1.5 — Flagpole, 18 m base, 30° elevation
tan 30° = h/18, and tan 30° = 1/√3.
h = 18 × (1/√3) = 18/√3 = 18√3/3 = 6√3 m ≈ 10.39 m.
1.6 — Skateboard ramp, slope 2 m, height 1 m
(a) sin θ = opposite/hypotenuse = 1/2 → θ = 30°.
(b) Horizontal footprint = 2 × cos 30° = 2 × (√3/2) = √3 m ≈ 1.73 m.
2 — Find the mistake
(a) The mistake is on Line 3.
(b) The student wrote sin 60° = 1/2, but that is the value of sin 30°, not sin 60°. The correct exact value is sin 60° = √3/2. Mixing up the two special angles is the single most common Year 10 error.
(c) Corrected working:
sin 60° = h/8, and sin 60° = √3/2.
h = 8 × (√3/2) = 4√3 cm ≈ 6.93 cm.
Sanity check: the height of an equilateral triangle is less than the side (8 cm), and 6.93 < 8 ✓. With the student's wrong answer of 4 cm, the triangle would be impossibly flat.
3 — Open-ended challenge (sample solution)
Problem. A kite is flying on 60 m of taut string. The string makes a 60° angle with the horizontal ground. Find (a) the height of the kite using an exact value, and (b) the horizontal distance from the child to the point directly below the kite, also as an exact value.

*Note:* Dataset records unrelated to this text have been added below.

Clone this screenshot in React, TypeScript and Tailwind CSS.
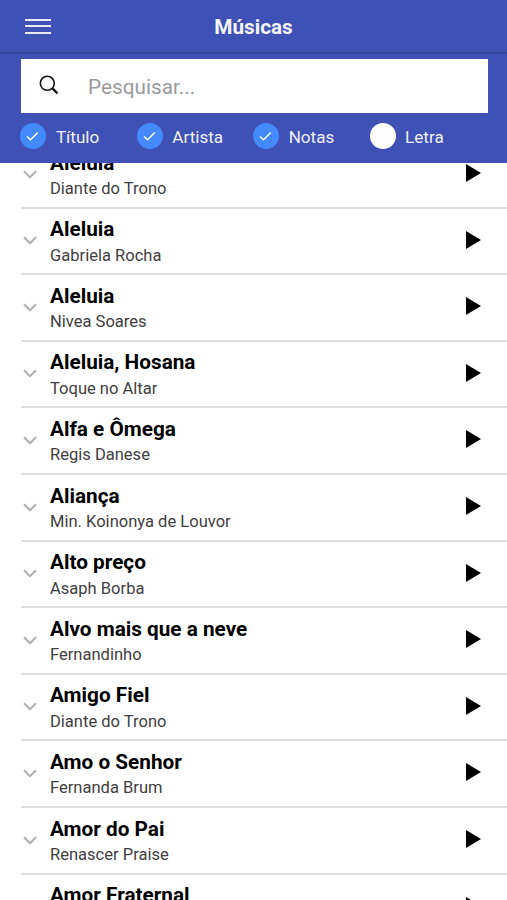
import React from "react";

interface Song {
    title: string;
    artist: string;
}

const songs: Song[] = [
    { title: "Aleluia", artist: "Diante do Trono" },
    { title: "Aleluia", artist: "Gabriela Rocha" },
    { title: "Aleluia", artist: "Nivea Soares" },
    { title: "Aleluia, Hosana", artist: "Toque no Altar" },
    { title: "Alfa e Ômega", artist: "Regis Danese" },
    { title: "Aliança", artist: "Min. Koinonya de Louvor" },
    { title: "Alto preço", artist: "Asaph Borba" },
    { title: "Alvo mais que a neve", artist: "Fernandinho" },
    { title: "Amigo Fiel", artist: "Diante do Trono" },
    { title: "Amo o Senhor", artist: "Fernanda Brum" },
    { title: "Amor do Pai", artist: "Renascer Praise" },
    { title: "Amor Fraternal", artist: "" },
];

const filters = [
    { label: "Título", checked: true },
    { label: "Artista", checked: true },
    { label: "Notas", checked: true },
    { label: "Letra", checked: false },
];

const FilterOption: React.FC<{ label: string; checked: boolean }> = ({ label, checked }) => (
    <button className="flex w-[116.4px] items-center gap-[9.5px]">
        <span
            className={`flex size-[26px] shrink-0 items-center justify-center rounded-full ${
                checked ? "bg-[#448aff]" : "bg-white"
            }`}
        >
            {checked && (
                <svg viewBox="0 0 26 26" className="size-[26px]" fill="none" stroke="#fff" strokeWidth="1.4">
                    <path d="M7 13.4l3.5 3.4 7.3-7.4" />
                </svg>
            )}
        </span>
        <span className="pt-px text-[17.1px] leading-6 text-[#eef0fb]">{label}</span>
    </button>
);

const SongRow: React.FC<{ song: Song }> = ({ song }) => (
    <li className="ml-[21px] flex h-[66.6px] border-b-2 border-[#dedede]">
        <svg
            viewBox="0 0 14 9"
            className="mt-[27.7px] ml-[2px] h-[9px] w-[14px] shrink-0"
            fill="none"
            stroke="#b2b2b2"
            strokeWidth="2.2"
        >
            <path d="M1 1.3l6 5.9 6-5.9" />
        </svg>
        <div className="ml-[13px] flex-1 pt-[7.7px]">
            <h2 className="text-[20.75px] leading-[26px] font-bold text-black">{song.title}</h2>
            <p className="pt-[1.3px] text-[16.55px] leading-[24px] text-[#404040]">{song.artist}</p>
        </div>
        <svg viewBox="0 0 15 18" className="mt-[22px] mr-[26px] h-[18px] w-[15px] shrink-0">
            <path d="M0 0l15 9-15 9z" />
        </svg>
    </li>
);

const App: React.FC = () => {
    return (
        <div className="h-screen overflow-hidden bg-white font-['Roboto',sans-serif]">
            <header className="relative z-10 h-[163px] bg-[#3f51b5]">
                <div className="grid h-[54px] grid-cols-[1fr_auto_1fr] items-center border-b-2 border-[#37479e]">
                    <button className="ml-[25px] flex w-[26px] flex-col gap-[4.5px]">
                        <span className="h-[2px] w-full bg-[#e8eaf8]" />
                        <span className="h-[2px] w-full bg-[#e8eaf8]" />
                        <span className="h-[2px] w-full bg-[#e8eaf8]" />
                    </button>
                    <h1 className="pt-[3.5px] text-[20.75px] font-bold text-[#f4f5fd]">Músicas</h1>
                </div>
                <div className="mt-[5px] mr-[19.5px] ml-[20.5px] flex h-[54px] items-center bg-white">
                    <svg
                        viewBox="0 0 20 20"
                        className="mb-[3px] ml-[18.5px] size-5 shrink-0"
                        fill="none"
                        stroke="#111"
                    >
                        <circle cx="8.3" cy="8.3" r="7" strokeWidth="1.6" />
                        <path d="M13.2 13.2l5.3 5.3" strokeWidth="2.4" />
                    </svg>
                    <input
                        type="text"
                        placeholder="Pesquisar..."
                        className="ml-[29px] flex-1 pt-[3.5px] text-[20.75px] placeholder-[#9a9a9a] outline-none"
                    />
                </div>
                <div className="mt-[10px] flex pl-[20.4px]">
                    {filters.map((filter) => (
                        <FilterOption key={filter.label} {...filter} />
                    ))}
                </div>
            </header>
            <ul className="-mt-[21px]">
                {songs.map((song, index) => (
                    <SongRow key={index} song={song} />
                ))}
            </ul>
        </div>
    );
};

export default App;
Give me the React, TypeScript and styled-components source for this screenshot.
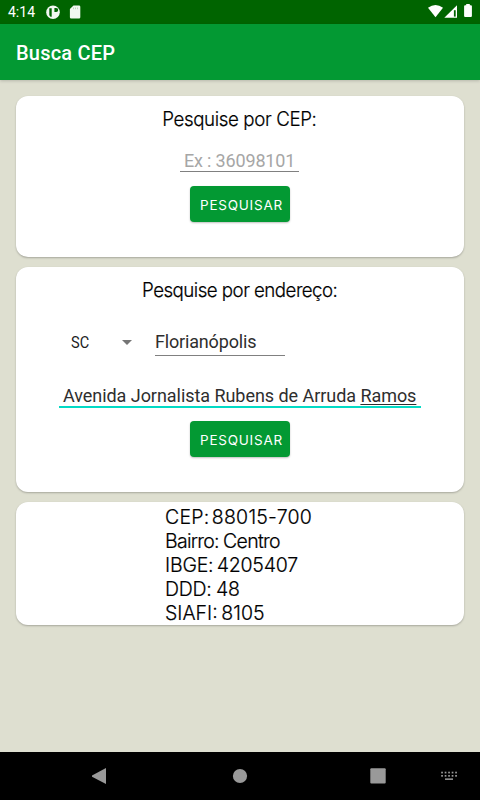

Diagram: right triangle with hypotenuse 60 m (the string), angle 60° at the ground, opposite side = height h, adjacent side = horizontal distance d.
Solution.
(a) sin 60° = h/60 → h = 60 × (√3/2) = 30√3 m ≈ 51.96 m.
(b) cos 60° = d/60 → d = 60 × (1/2) = 30 m.
Sanity check. Pythagoras: (30√3)² + 30² = 2700 + 900 = 3600 = 60² ✓. Both answers fit a 60 m string. 51.96 m is a plausible kite altitude.
Marking: 1 for a clear real-world setup with diagram, 1 for using a special angle (30°, 45°, or 60°), 1 for an exact-value answer involving √2 or √3 (or a simple fraction), 1 for a sanity-check using Pythagoras or real-world reasoning. Full marks for any valid problem and solution meeting all four rules.